Mayor Hung Wei also told The Mercury News that five-stories on one of the city’s busiest thoroughfares isn’t unusual. And while there may not be any other buildings of that height nearby at the moment, she said there will be more in the next eight years.
Wei said that while the community may be upset about the “builder’s remedy,” city officials have been working with the developer to ensure the sections closest to single family homes won’t be as tall.
“I’m for local control but local control means that we want to be a community that is welcoming, that doesn’t exclude people,” she said. “Anybody who comes with a builder’s remedy project, the staff needs to work really close with them and to make sure the design is reasonable, rationale and takes care of the neighbors.”
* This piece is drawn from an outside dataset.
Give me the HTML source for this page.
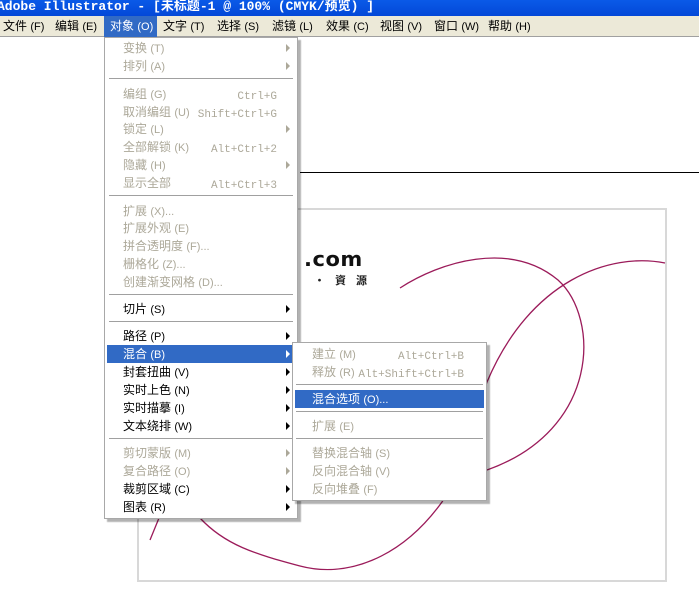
<!DOCTYPE html>
<html><head><meta charset="utf-8"><style>
*{margin:0;padding:0;box-sizing:border-box}
body{width:699px;height:608px;overflow:hidden;background:#fff;position:relative;font-family:"Liberation Sans","Noto Sans CJK SC",sans-serif;font-size:12px}
.a{position:absolute;white-space:nowrap}
#title{left:0;top:0;width:699px;height:16px;background:linear-gradient(#0a5ae8,#0348d8);color:#fff;font:bold 13px/14px "Liberation Mono","Noto Sans CJK SC",monospace;text-indent:-3px}
#mb{left:0;top:16px;width:699px;height:21px;background:#ece9d8;border-bottom:1px solid #a0a0a0}
.mi{position:absolute;top:3px;color:#000;font-size:12px;line-height:14px}
.menu{position:absolute;background:#fff;border:1px solid #a8a8a8;box-shadow:3px 3px 1px rgba(0,0,0,.3)}
.it{position:absolute;height:18px;line-height:18px;font-size:12px;color:#000;white-space:nowrap}
.dis{color:#aca899}
.sc{position:absolute;font-family:"Liberation Mono",monospace;font-size:11px;line-height:18px;padding-top:3px;white-space:nowrap}
.sep{position:absolute;height:1px;background:#a0a0a0}
.ar{position:absolute;width:0;height:0;border-top:4px solid transparent;border-bottom:4px solid transparent;border-left:4px solid #000}
.ar.d{border-left-color:#aca899}
.hl{position:absolute;background:#316ac5}
.k{font-size:11px;letter-spacing:0}
</style></head><body>
<div class="a" id="title">Adobe Illustrator - [未标题-1 @ 100% (CMYK/预览) ]</div>
<div class="a" id="mb">
<span class="mi" style="left:3px">文件 <span class="k">(F)</span></span>
<span class="mi" style="left:55px">编辑 <span class="k">(E)</span></span>
<span style="position:absolute;left:104px;top:0;width:53px;height:21px;background:#316ac5"></span>
<span class="mi" style="left:110px;color:#fff">对象 <span class="k">(O)</span></span>
<span class="mi" style="left:163px">文字 <span class="k">(T)</span></span>
<span class="mi" style="left:217px">选择 <span class="k">(S)</span></span>
<span class="mi" style="left:272px">滤镜 <span class="k">(L)</span></span>
<span class="mi" style="left:326px">效果 <span class="k">(C)</span></span>
<span class="mi" style="left:380px">视图 <span class="k">(V)</span></span>
<span class="mi" style="left:434px">窗口 <span class="k">(W)</span></span>
<span class="mi" style="left:488px">帮助 <span class="k">(H)</span></span>
</div>

<div class="a" style="left:300px;top:172px;width:399px;height:1px;background:#000"></div>
<div class="a" style="left:137px;top:208px;width:530px;height:374px;border:2px solid #d8d8d8"></div>
<div class="a" style="left:304px;top:248px;font:900 20px/22px 'DejaVu Sans',sans-serif;letter-spacing:0.5px;color:#111;transform:scaleX(1.05);transform-origin:left">.com</div>
<div class="a" style="left:314px;top:273px;font:bold 11px/14px 'Noto Sans CJK SC',sans-serif;color:#222;letter-spacing:10px">·資源</div>

<svg class="a" style="left:0;top:0" width="699" height="608">
<g fill="none" stroke="#9b1b5a" stroke-width="1.3">
<path d="M400,288 C440,262 510,240 558,280 C600,318 600,430 487,470"/>
<path d="M665,263 C610,252 530,280 487,382 C470,430 465,470 442,502 C400,560 345,578 300,566 C255,554 225,545 200,518"/>
<path d="M159,518 L150,540"/>
</g></svg>

<div class="menu" style="left:104px;top:37px;width:194px;height:482px">
<div class="it dis" style="left:18px;top:1px">变换 <span class="k">(T)</span></div><div class="ar d" style="left:181px;top:6px"></div>
<div class="it dis" style="left:18px;top:19px">排列 <span class="k">(A)</span></div><div class="ar d" style="left:181px;top:24px"></div>
<div class="sep" style="left:4px;top:40px;width:184px"></div>
<div class="it dis" style="left:18px;top:47px">编组 <span class="k">(G)</span></div><div class="it sc dis" style="left:auto;right:20px;top:47px">Ctrl+G</div>
<div class="it dis" style="left:18px;top:65px">取消编组 <span class="k">(U)</span></div><div class="it sc dis" style="left:auto;right:20px;top:65px">Shift+Ctrl+G</div>
<div class="it dis" style="left:18px;top:82px">锁定 <span class="k">(L)</span></div><div class="ar d" style="left:181px;top:87px"></div>
<div class="it dis" style="left:18px;top:100px">全部解锁 <span class="k">(K)</span></div><div class="it sc dis" style="left:auto;right:20px;top:100px">Alt+Ctrl+2</div>
<div class="it dis" style="left:18px;top:118px">隐藏 <span class="k">(H)</span></div><div class="ar d" style="left:181px;top:123px"></div>
<div class="it dis" style="left:18px;top:136px">显示全部</div><div class="it sc dis" style="left:auto;right:20px;top:136px">Alt+Ctrl+3</div>
<div class="sep" style="left:4px;top:157px;width:184px"></div>
<div class="it dis" style="left:18px;top:164px">扩展 <span class="k">(X)...</span></div>
<div class="it dis" style="left:18px;top:181px">扩展外观 <span class="k">(E)</span></div>
<div class="it dis" style="left:18px;top:199px">拼合透明度 <span class="k">(F)...</span></div>
<div class="it dis" style="left:18px;top:217px">栅格化 <span class="k">(Z)...</span></div>
<div class="it dis" style="left:18px;top:235px">创建渐变网格 <span class="k">(D)...</span></div>
<div class="sep" style="left:4px;top:256px;width:184px"></div>
<div class="it" style="left:18px;top:262px">切片 <span class="k">(S)</span></div><div class="ar" style="left:181px;top:267px"></div>
<div class="sep" style="left:4px;top:283px;width:184px"></div>
<div class="it" style="left:18px;top:289px">路径 <span class="k">(P)</span></div><div class="ar" style="left:181px;top:294px"></div>
<div class="hl" style="left:2px;top:307px;width:188px;height:18px"></div>
<div class="it" style="left:18px;top:307px;color:#fff">混合 <span class="k">(B)</span></div><div class="ar" style="left:181px;top:312px;border-left-color:#fff"></div>
<div class="it" style="left:18px;top:325px">封套扭曲 <span class="k">(V)</span></div><div class="ar" style="left:181px;top:330px"></div>
<div class="it" style="left:18px;top:343px">实时上色 <span class="k">(N)</span></div><div class="ar" style="left:181px;top:348px"></div>
<div class="it" style="left:18px;top:361px">实时描摹 <span class="k">(I)</span></div><div class="ar" style="left:181px;top:366px"></div>
<div class="it" style="left:18px;top:379px">文本绕排 <span class="k">(W)</span></div><div class="ar" style="left:181px;top:384px"></div>
<div class="sep" style="left:4px;top:400px;width:184px"></div>
<div class="it dis" style="left:18px;top:406px">剪切蒙版 <span class="k">(M)</span></div><div class="ar d" style="left:181px;top:411px"></div>
<div class="it dis" style="left:18px;top:424px">复合路径 <span class="k">(O)</span></div><div class="ar d" style="left:181px;top:429px"></div>
<div class="it" style="left:18px;top:442px">裁剪区域 <span class="k">(C)</span></div><div class="ar" style="left:181px;top:447px"></div>
<div class="it" style="left:18px;top:460px">图表 <span class="k">(R)</span></div><div class="ar" style="left:181px;top:465px"></div>
</div>

<div class="menu" style="left:292px;top:342px;width:195px;height:159px">
<div class="it dis" style="left:19px;top:2px">建立 <span class="k">(M)</span></div><div class="it sc dis" style="left:auto;right:22px;top:2px">Alt+Ctrl+B</div>
<div class="it dis" style="left:19px;top:20px">释放 <span class="k">(R)</span></div><div class="it sc dis" style="left:auto;right:22px;top:20px">Alt+Shift+Ctrl+B</div>
<div class="sep" style="left:3px;top:41px;width:187px"></div>
<div class="hl" style="left:2px;top:47px;width:189px;height:18px"></div>
<div class="it" style="left:19px;top:47px;color:#fff">混合选项 <span class="k">(O)...</span></div>
<div class="sep" style="left:3px;top:68px;width:187px"></div>
<div class="it dis" style="left:19px;top:74px">扩展 <span class="k">(E)</span></div>
<div class="sep" style="left:3px;top:95px;width:187px"></div>
<div class="it dis" style="left:19px;top:101px">替换混合轴 <span class="k">(S)</span></div>
<div class="it dis" style="left:19px;top:119px">反向混合轴 <span class="k">(V)</span></div>
<div class="it dis" style="left:19px;top:137px">反向堆叠 <span class="k">(F)</span></div>
</div>
</body></html>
But not everyone on the council feels the same way about the “builder’s remedy” coming to Cupertino. Councilmember Kitty Moore said in an email that she is “bothered by the lack of strategic focus by the new council majority to have an approved, HCD-certified housing element.”
“We needed it done well before yesterday,” she said. “Why the foot-dragging?”
Moore declined to comment on the details of the project, saying she is “concerned about other matters.”
Cupertino is just one of many Bay Area cities yet to have its housing element signed off on despite the Jan. 31, 2023 deadline. Kapoor said the city “initially had difficulty finding the right consultant to work with” throughout the process but they are “now making good progress toward certification.”
Acclaim Companies could not be reached for comment.